- Data shown:

:::

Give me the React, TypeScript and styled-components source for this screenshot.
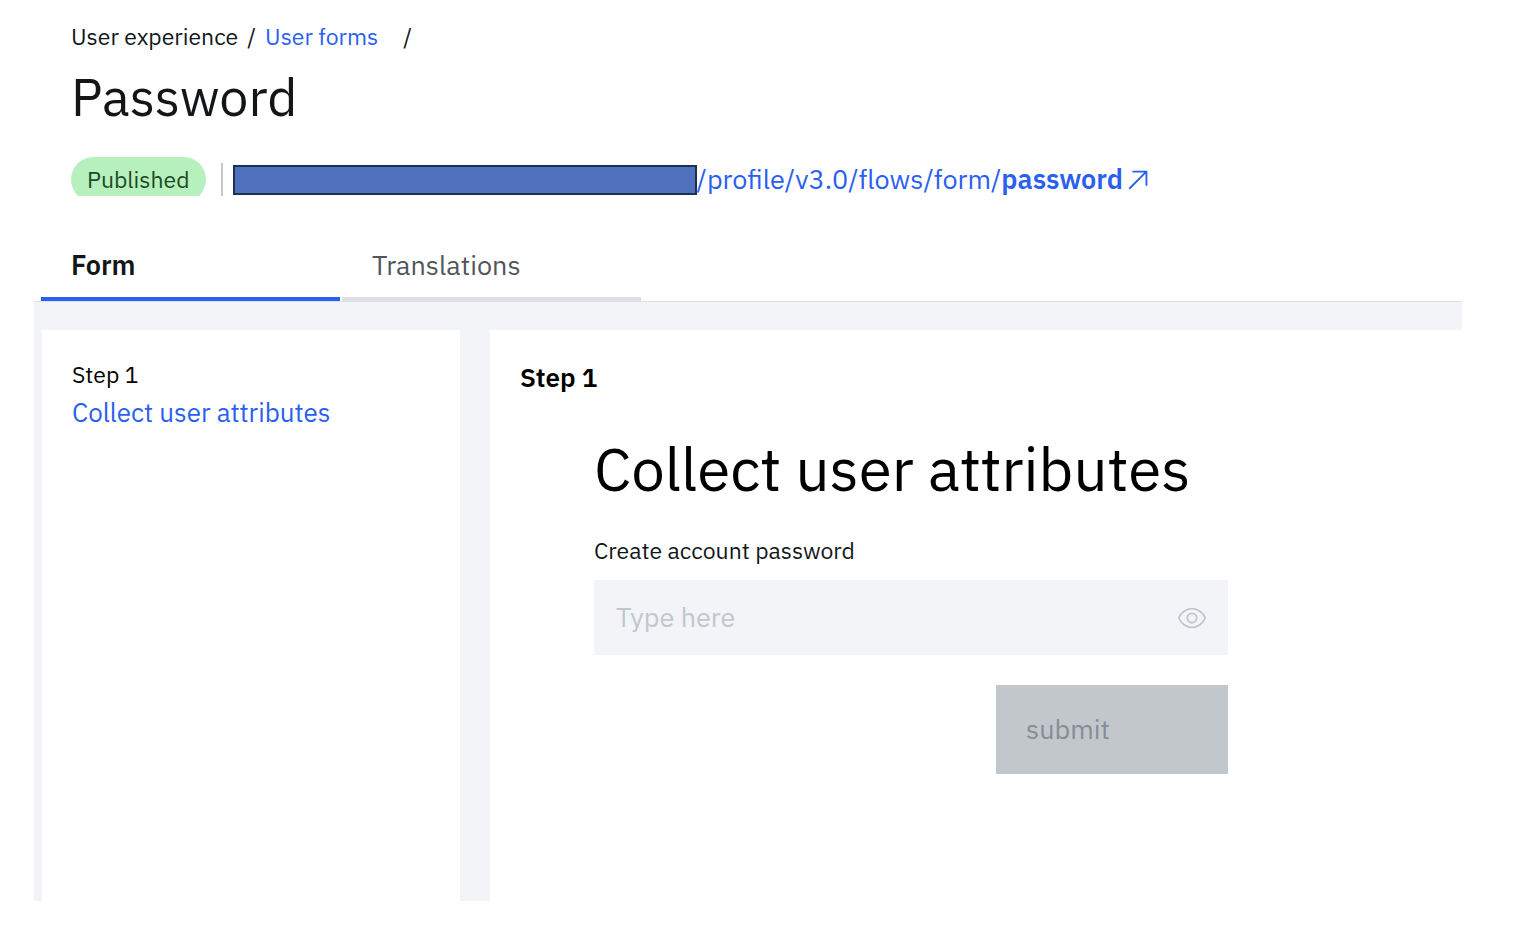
import React from "react";
import styled, { createGlobalStyle } from "styled-components";

const GlobalStyle = createGlobalStyle`
  *, *::before, *::after { box-sizing: border-box; }
  body {
    margin: 0;
    background: #fff;
    color: #121619;
    font-family: "IBM Plex Sans", Roboto, "Liberation Sans", sans-serif;
    font-size: 27px;
    line-height: 38px;
  }
  h1, h2, h3, p { margin: 0; font-weight: 400; }
  a { color: #2a60f0; text-decoration: none; }
  button, input { font: inherit; border: 0; border-radius: 0; }
`;

const Page = styled.div`
  display: flex;
  flex-direction: column;
  min-height: 100vh;
  padding: 21px 56px 45px 34px;
`;

const Header = styled.header`
  padding-left: 37px;
`;

const Breadcrumb = styled.nav`
  display: flex;
  gap: 9px;
  font-size: 23px;
  line-height: 30px;
`;

const CurrentCrumb = styled.span`
  padding-left: 16px;
`;

const Title = styled.h1`
  margin-top: 12px;
  font-size: 52px;
  line-height: 68px;
`;

const StatusRow = styled.div`
  display: flex;
  align-items: flex-end;
  height: 39px;
  margin-top: 26px;
`;

const TagClip = styled.div`
  height: 39px;
  overflow: hidden;
`;

const Tag = styled.span`
  display: block;
  height: 45px;
  padding: 0 16px;
  border-radius: 23px;
  background: #b6f0bc;
  color: #1d4a28;
  font-size: 23px;
  line-height: 44px;
`;

const Divider = styled.span`
  width: 2px;
  height: 33px;
  margin: 0 10px 0 15px;
  background: #c1c7cd;
`;

const FlowLink = styled.a`
  display: flex;
  align-items: center;
  height: 32px;
  line-height: 32px;
  white-space: nowrap;

  strong { font-weight: 600; }
`;

const FlowPath = styled.span`
  height: 34px;
`;

const Redaction = styled.span`
  width: 464px;
  height: 30px;
  border: 2px solid #1c3056;
  background: #5071be;
`;

const Tabs = styled.div`
  display: flex;
  gap: 2px;
  margin-top: 34px;
  padding-left: 7px;
`;

const Tab = styled.button<{ $active?: boolean }>`
  width: 299px;
  height: 71px;
  padding: 2px 30px 0;
  border-bottom: 4px solid ${(p) => (p.$active ? "#2a60f0" : "#dfe0e2")};
  background: none;
  color: ${(p) => (p.$active ? "#121619" : "#50565b")};
  font-weight: ${(p) => (p.$active ? 600 : 400)};
  text-align: left;
`;

const Workspace = styled.main`
  display: flex;
  flex: 1;
  gap: 30px;
  padding: 28px 0 0 8px;
  border-top: 1px solid #dde1e6;
  background: #f2f4f8;
`;

const StepsPanel = styled.aside`
  width: 418px;
  flex: none;
  padding: 25px 30px;
  background: #fff;
  font-size: 26px;
`;

const StepLabel = styled.p`
  color: #000;
  font-size: 23px;
`;

const PreviewPanel = styled.section`
  flex: 1;
  padding: 28px 30px;
  background: #fff;
`;

const StepHeading = styled.h2`
  color: #000;
  font-size: 26px;
  font-weight: 600;
`;

const Form = styled.form`
  display: flex;
  flex-direction: column;
  max-width: 634px;
  margin: 35px 0 0 74px;
`;

const FormTitle = styled.h3`
  color: #000;
  font-size: 60px;
  line-height: 76px;
`;

const Label = styled.label`
  margin-top: 28px;
  font-size: 23px;
  line-height: 30px;
`;

const Field = styled.div`
  display: flex;
  height: 75px;
  margin-top: 15px;
  background: #f2f4f8;
`;

const PasswordInput = styled.input`
  flex: 1;
  min-width: 0;
  padding: 0 22px 2px;
  background: none;

  &::placeholder { color: #c1c7cd; opacity: 1; }
`;

const IconButton = styled.button`
  display: flex;
  align-items: center;
  padding: 0 21px;
  background: none;
  color: #c1c7cd;
`;

const SubmitButton = styled.button`
  align-self: flex-end;
  width: 232px;
  height: 89px;
  margin-top: 30px;
  padding: 0 30px 2px;
  background: #c1c7cb;
  color: #878d96;
  text-align: left;
`;

const ArrowUpRightIcon = () => (
  <svg width="30" height="30" viewBox="0 0 32 32" fill="currentColor" aria-hidden="true">
    <path d="M10 6V8H22.59L6 24.59 7.41 26 24 9.41V22H26V6Z" />
  </svg>
);

const ViewIcon = () => (
  <svg width="30" height="30" viewBox="0 0 32 32" fill="currentColor" aria-hidden="true">
    <path d="M30.94,15.66A16.69,16.69,0,0,0,16,5,16.69,16.69,0,0,0,1.06,15.66a1,1,0,0,0,0,.68A16.69,16.69,0,0,0,16,27,16.69,16.69,0,0,0,30.94,16.34,1,1,0,0,0,30.94,15.66ZM16,25c-5.3,0-10.9-3.93-12.93-9C5.1,10.93,10.7,7,16,7s10.9,3.93,12.93,9C26.9,21.07,21.3,25,16,25Z" />
    <path d="M16,10a6,6,0,1,0,6,6A6,6,0,0,0,16,10Zm0,10a4,4,0,1,1,4-4A4,4,0,0,1,16,20Z" />
  </svg>
);

export default function App() {
  return (
    <>
      <GlobalStyle />
      <Page>
        <Header>
          <Breadcrumb aria-label="Breadcrumb">
            <span>User experience</span>
            <span>/</span>
            <a href="#user-forms">User forms</a>
            <CurrentCrumb>/</CurrentCrumb>
          </Breadcrumb>
          <Title>Password</Title>
          <StatusRow>
            <TagClip>
              <Tag>Published</Tag>
            </TagClip>
            <Divider />
            <FlowLink href="#password-flow">
              <Redaction />
              <FlowPath>
                /profile/v3.0/flows/form/<strong>password</strong>
              </FlowPath>
              <ArrowUpRightIcon />
            </FlowLink>
          </StatusRow>
        </Header>
        <Tabs role="tablist">
          <Tab type="button" role="tab" aria-selected="true" $active>
            Form
          </Tab>
          <Tab type="button" role="tab" aria-selected="false">
            Translations
          </Tab>
        </Tabs>
        <Workspace>
          <StepsPanel>
            <StepLabel>Step 1</StepLabel>
            <a href="#step-1">Collect user attributes</a>
          </StepsPanel>
          <PreviewPanel id="step-1">
            <StepHeading>Step 1</StepHeading>
            <Form>
              <FormTitle>Collect user attributes</FormTitle>
              <Label htmlFor="account-password">Create account password</Label>
              <Field>
                <PasswordInput id="account-password" type="password" placeholder="Type here" disabled />
                <IconButton type="button" aria-label="Show password" disabled>
                  <ViewIcon />
                </IconButton>
              </Field>
              <SubmitButton type="submit" disabled>
                submit
              </SubmitButton>
            </Form>
          </PreviewPanel>
        </Workspace>
      </Page>
    </>
  );
}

:::

- Problem requirements:
Leaving out the pictures, repeat the data above exactly.

- Exercise answer:
Give me the React, TypeScript and styled-components source for this screenshot.
import React from "react";
import styled, { createGlobalStyle } from "styled-components";

const GlobalStyle = createGlobalStyle`
  *, *::before, *::after { box-sizing: border-box; }
  body {
    margin: 0;
    background: #fff;
    color: #121619;
    font-family: "IBM Plex Sans", Roboto, "Liberation Sans", sans-serif;
    font-size: 27px;
    line-height: 38px;
  }
  h1, h2, h3, p { margin: 0; font-weight: 400; }
  a { color: #2a60f0; text-decoration: none; }
  button, input { font: inherit; border: 0; border-radius: 0; }
`;

const Page = styled.div`
  display: flex;
  flex-direction: column;
  min-height: 100vh;
  padding: 21px 56px 45px 34px;
`;

const Header = styled.header`
  padding-left: 37px;
`;

const Breadcrumb = styled.nav`
  display: flex;
  gap: 9px;
  font-size: 23px;
  line-height: 30px;
`;

const CurrentCrumb = styled.span`
  padding-left: 16px;
`;

const Title = styled.h1`
  margin-top: 12px;
  font-size: 52px;
  line-height: 68px;
`;

const StatusRow = styled.div`
  display: flex;
  align-items: flex-end;
  height: 39px;
  margin-top: 26px;
`;

const TagClip = styled.div`
  height: 39px;
  overflow: hidden;
`;

const Tag = styled.span`
  display: block;
  height: 45px;
  padding: 0 16px;
  border-radius: 23px;
  background: #b6f0bc;
  color: #1d4a28;
  font-size: 23px;
  line-height: 44px;
`;

const Divider = styled.span`
  width: 2px;
  height: 33px;
  margin: 0 10px 0 15px;
  background: #c1c7cd;
`;

const FlowLink = styled.a`
  display: flex;
  align-items: center;
  height: 32px;
  line-height: 32px;
  white-space: nowrap;

  strong { font-weight: 600; }
`;

const FlowPath = styled.span`
  height: 34px;
`;

const Redaction = styled.span`
  width: 464px;
  height: 30px;
  border: 2px solid #1c3056;
  background: #5071be;
`;

const Tabs = styled.div`
  display: flex;
  gap: 2px;
  margin-top: 34px;
  padding-left: 7px;
`;

const Tab = styled.button<{ $active?: boolean }>`
  width: 299px;
  height: 71px;
  padding: 2px 30px 0;
  border-bottom: 4px solid ${(p) => (p.$active ? "#2a60f0" : "#dfe0e2")};
  background: none;
  color: ${(p) => (p.$active ? "#121619" : "#50565b")};
  font-weight: ${(p) => (p.$active ? 600 : 400)};
  text-align: left;
`;

const Workspace = styled.main`
  display: flex;
  flex: 1;
  gap: 30px;
  padding: 28px 0 0 8px;
  border-top: 1px solid #dde1e6;
  background: #f2f4f8;
`;

const StepsPanel = styled.aside`
  width: 418px;
  flex: none;
  padding: 25px 30px;
  background: #fff;
  font-size: 26px;
`;

const StepLabel = styled.p`
  color: #000;
  font-size: 23px;
`;

const PreviewPanel = styled.section`
  flex: 1;
  padding: 28px 30px;
  background: #fff;
`;

const StepHeading = styled.h2`
  color: #000;
  font-size: 26px;
  font-weight: 600;
`;

const Form = styled.form`
  display: flex;
  flex-direction: column;
  max-width: 634px;
  margin: 35px 0 0 74px;
`;

const FormTitle = styled.h3`
  color: #000;
  font-size: 60px;
  line-height: 76px;
`;

const Label = styled.label`
  margin-top: 28px;
  font-size: 23px;
  line-height: 30px;
`;

const Field = styled.div`
  display: flex;
  height: 75px;
  margin-top: 15px;
  background: #f2f4f8;
`;

const PasswordInput = styled.input`
  flex: 1;
  min-width: 0;
  padding: 0 22px 2px;
  background: none;

  &::placeholder { color: #c1c7cd; opacity: 1; }
`;

const IconButton = styled.button`
  display: flex;
  align-items: center;
  padding: 0 21px;
  background: none;
  color: #c1c7cd;
`;

const SubmitButton = styled.button`
  align-self: flex-end;
  width: 232px;
  height: 89px;
  margin-top: 30px;
  padding: 0 30px 2px;
  background: #c1c7cb;
  color: #878d96;
  text-align: left;
`;

const ArrowUpRightIcon = () => (
  <svg width="30" height="30" viewBox="0 0 32 32" fill="currentColor" aria-hidden="true">
    <path d="M10 6V8H22.59L6 24.59 7.41 26 24 9.41V22H26V6Z" />
  </svg>
);

const ViewIcon = () => (
  <svg width="30" height="30" viewBox="0 0 32 32" fill="currentColor" aria-hidden="true">
    <path d="M30.94,15.66A16.69,16.69,0,0,0,16,5,16.69,16.69,0,0,0,1.06,15.66a1,1,0,0,0,0,.68A16.69,16.69,0,0,0,16,27,16.69,16.69,0,0,0,30.94,16.34,1,1,0,0,0,30.94,15.66ZM16,25c-5.3,0-10.9-3.93-12.93-9C5.1,10.93,10.7,7,16,7s10.9,3.93,12.93,9C26.9,21.07,21.3,25,16,25Z" />
    <path d="M16,10a6,6,0,1,0,6,6A6,6,0,0,0,16,10Zm0,10a4,4,0,1,1,4-4A4,4,0,0,1,16,20Z" />
  </svg>
);

export default function App() {
  return (
    <>
      <GlobalStyle />
      <Page>
        <Header>
          <Breadcrumb aria-label="Breadcrumb">
            <span>User experience</span>
            <span>/</span>
            <a href="#user-forms">User forms</a>
            <CurrentCrumb>/</CurrentCrumb>
          </Breadcrumb>
          <Title>Password</Title>
          <StatusRow>
            <TagClip>
              <Tag>Published</Tag>
            </TagClip>
            <Divider />
            <FlowLink href="#password-flow">
              <Redaction />
              <FlowPath>
                /profile/v3.0/flows/form/<strong>password</strong>
              </FlowPath>
              <ArrowUpRightIcon />
            </FlowLink>
          </StatusRow>
        </Header>
        <Tabs role="tablist">
          <Tab type="button" role="tab" aria-selected="true" $active>
            Form
          </Tab>
          <Tab type="button" role="tab" aria-selected="false">
            Translations
          </Tab>
        </Tabs>
        <Workspace>
          <StepsPanel>
            <StepLabel>Step 1</StepLabel>
            <a href="#step-1">Collect user attributes</a>
          </StepsPanel>
          <PreviewPanel id="step-1">
            <StepHeading>Step 1</StepHeading>
            <Form>
              <FormTitle>Collect user attributes</FormTitle>
              <Label htmlFor="account-password">Create account password</Label>
              <Field>
                <PasswordInput id="account-password" type="password" placeholder="Type here" disabled />
                <IconButton type="button" aria-label="Show password" disabled>
                  <ViewIcon />
                </IconButton>
              </Field>
              <SubmitButton type="submit" disabled>
                submit
              </SubmitButton>
            </Form>
          </PreviewPanel>
        </Workspace>
      </Page>
    </>
  );
}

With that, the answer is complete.